Getting married last November was the best day of my life; the day I said I Do to life forever with my best friend. Since then friends and family have asked how married life is; if it’s any different? No, I say, because overall nothing has really changed, as far as our relationship and our lives go. But that doesn’t mean I haven’t had butterflies as I look down and admire my engagement ring, that now has a new bestie, or that I don’t spend hours looking through our wedding photos, as I still get used to my new surname. After a 6 month engagement everything slowed down just after one day, following which I’ve definitely had a hell of a lot of different thoughts.

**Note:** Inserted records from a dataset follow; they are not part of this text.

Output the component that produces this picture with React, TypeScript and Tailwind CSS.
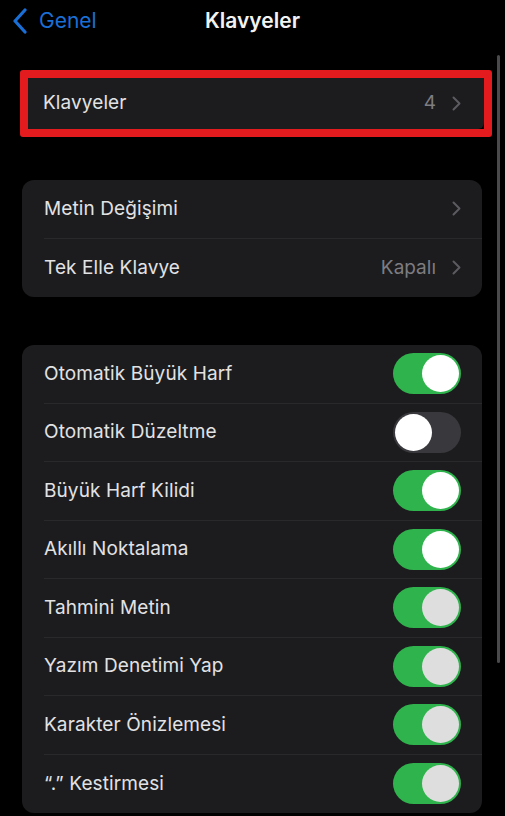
import React from "react";

const font = { fontFamily: "Inter, 'Noto Sans', sans-serif" };

function Chevron() {
  return (
    <svg width="9" height="15" viewBox="0 0 9 15" className="ml-[16px]">
      <path d="M1.5 1.5 L7.5 7.5 L1.5 13.5" fill="none" stroke="#5b5b60" strokeWidth="2" strokeLinecap="round" strokeLinejoin="round" />
    </svg>
  );
}

function Toggle({ on, dim }: { on: boolean; dim?: boolean }) {
  if (!on) {
    return (
      <div className="flex h-[41px] w-[68px] items-center rounded-full bg-[#39393d] px-[2px]">
        <div className="h-[37px] w-[37px] rounded-full bg-white" />
      </div>
    );
  }
  return (
    <div className="flex h-[41px] w-[68px] items-center justify-end rounded-full bg-[#2fb34c] px-[2px]">
      <div className={`h-[37px] w-[37px] rounded-full ${dim ? "bg-[#dedede]" : "bg-white"}`} />
    </div>
  );
}

function Row({ label, value, chevron, toggle, last }: { label: string; value?: string; chevron?: boolean; toggle?: React.ReactNode; last?: boolean }) {
  return (
    <div className="flex h-[58.5px] items-center pl-[22px]">
      <div className={`flex h-full flex-1 items-center ${last ? "" : "border-b border-[#29292c]"}`}>
        <span className="flex-1 text-[19px] tracking-[0.1px] text-[#e2e2e4]">{label}</span>
        {value && <span className="text-[19px] text-[#7d7d82]">{value}</span>}
        {chevron && <Chevron />}
        {toggle}
        <div className="w-[21px]" />
      </div>
    </div>
  );
}

export default function App() {
  const toggles: [string, boolean, boolean][] = [
    ["Otomatik Büyük Harf", true, false],
    ["Otomatik Düzeltme", false, false],
    ["Büyük Harf Kilidi", true, false],
    ["Akıllı Noktalama", true, false],
    ["Tahmini Metin", true, true],
    ["Yazım Denetimi Yap", true, true],
    ["Karakter Önizlemesi", true, true],
    ["“.” Kestirmesi", true, true],
  ];
  return (
    <div className="relative h-[816px] w-[505px] overflow-hidden bg-black" style={font}>
      <div className="relative flex h-[42px] items-center">
        <div className="flex items-center pl-[12px] text-[#1a6fd6]">
          <svg width="16" height="26" viewBox="0 0 16 26">
            <path d="M13 2 L3 13 L13 24" fill="none" stroke="#1a6fd6" strokeWidth="3.2" strokeLinecap="round" strokeLinejoin="round" />
          </svg>
          <span className="ml-[11px] text-[21px]">Genel</span>
        </div>
        <span className="absolute left-1/2 -translate-x-1/2 text-[21px] font-semibold text-[#f2f2f2]">Klavyeler</span>
      </div>

      <div className="absolute right-[5px] top-[55px] h-[608px] w-[3px] rounded-full bg-[#4a4a4c]" />

      <div className="ml-[20px] mt-[28px] w-[472px] rounded-[3px] border-[8px] border-[#e31b1f]">
        <div className="flex h-[51px] items-center rounded-br-[6px] bg-[#1c1c1e] pl-[15px] pr-[23px]">
          <span className="flex-1 text-[19px] tracking-[0.1px] text-[#e2e2e4]">Klavyeler</span>
          <span className="text-[19px] text-[#7d7d82]">4</span>
          <Chevron />
        </div>
      </div>

      <div className="ml-[22px] mt-[43px] w-[460px] overflow-hidden rounded-[12px] bg-[#1c1c1e]">
        <Row label="Metin Değişimi" chevron />
        <Row label="Tek Elle Klavye" value="Kapalı" chevron last />
      </div>

      <div className="ml-[22px] mt-[48px] w-[460px] overflow-hidden rounded-[12px] bg-[#1c1c1e]">
        {toggles.map(([label, on, dim], i) => (
          <Row key={label} label={label} toggle={<Toggle on={on} dim={dim} />} last={i === toggles.length - 1} />
        ))}
      </div>
    </div>
  );
}
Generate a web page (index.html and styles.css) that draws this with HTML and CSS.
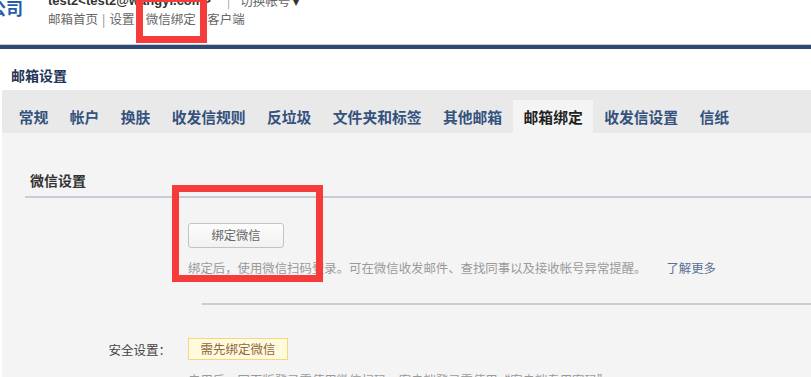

1/ What did I even do in my spare time before wedding planning?
This might be because we had a crazy whirlwind 6 month engagement, but for a good month or so after I really questioned what I did with my time before. Did we watch way too much tele, did I read, did I see friends more, did we eat out more? Seriously, I’m struggling to remember.
2/ Why did no one warn me of what a ball ache it is to change your last name?
It would be really handy if when you sign the register that it’s all done for you. Your name automatically changes. But, no, unless you do itself you’ll remain known as your maiden name. Which leads me onto…
3/ Identity crisis
Let me put it like this: I rang to book a doctors appointment and couldn’t remember if I’d changed my name with them. When they asked my name I paused for a minute, and took a 50/50 chance. I’m literally living a double life.
4/ Did we really get married?
After honeymoon we went back to the same routine, the same lives as before. It was only the extra ring on my finger, hugging my engagement ring, that changed – the reminder.
5/ Shit. I’m married.
OMG. I’m married. WHAT THE FUCK. I’m a Mrs, a wife. I feel old.
6/ I didn’t practice my signature.
I hadn’t practiced or thought about my new signature. I’d had so much to do that I hadn’t even considered this, and then all of a sudden as I started changing my name people wanted a signature from me. And then, I still automatically sign in my maiden signature. Identify crisis strikes again.
7/ What do I do with all the wedding ‘stuff’
I’m talking the 100s (only slight exaggeration) of tea light holders, the bunting, fairy lights, spare confetti, table plan. I don’t want to sell them. But I can’t keep them all. For now lets just leave them in the spare room..
8/ How did I fit wedding planning in?
Now that it’s been a few months I’m actually wondering how I did it all. Where did I find the time? Did I just not see anyone or do anything but research table plans, shopping for the right table confetti, bridal shoes, the perfect shade of bridesmaid dresses, for 6 months?
9/ I miss the wedding planning.
I still have wedding related Facebook pages popping up on my timeline, my Pinterest a reminder of how our wedding day developed. I miss making that research into a reality, searching eBay for the perfect centrepiece, finding the perfect bridal gifts and deciding on the flowers, cake, decorations. Most of all I miss trying on my wedding dress. I miss that goddamn dress.
10/ Can we do it all over again?
It’s true what everyone says, the day will go so quick that it’ll all blur. I would love nothing more than to do the whole day from start to finish all over again. It was the most perfect, magical, fairytale of a day that I’ll remember every little detail of forever.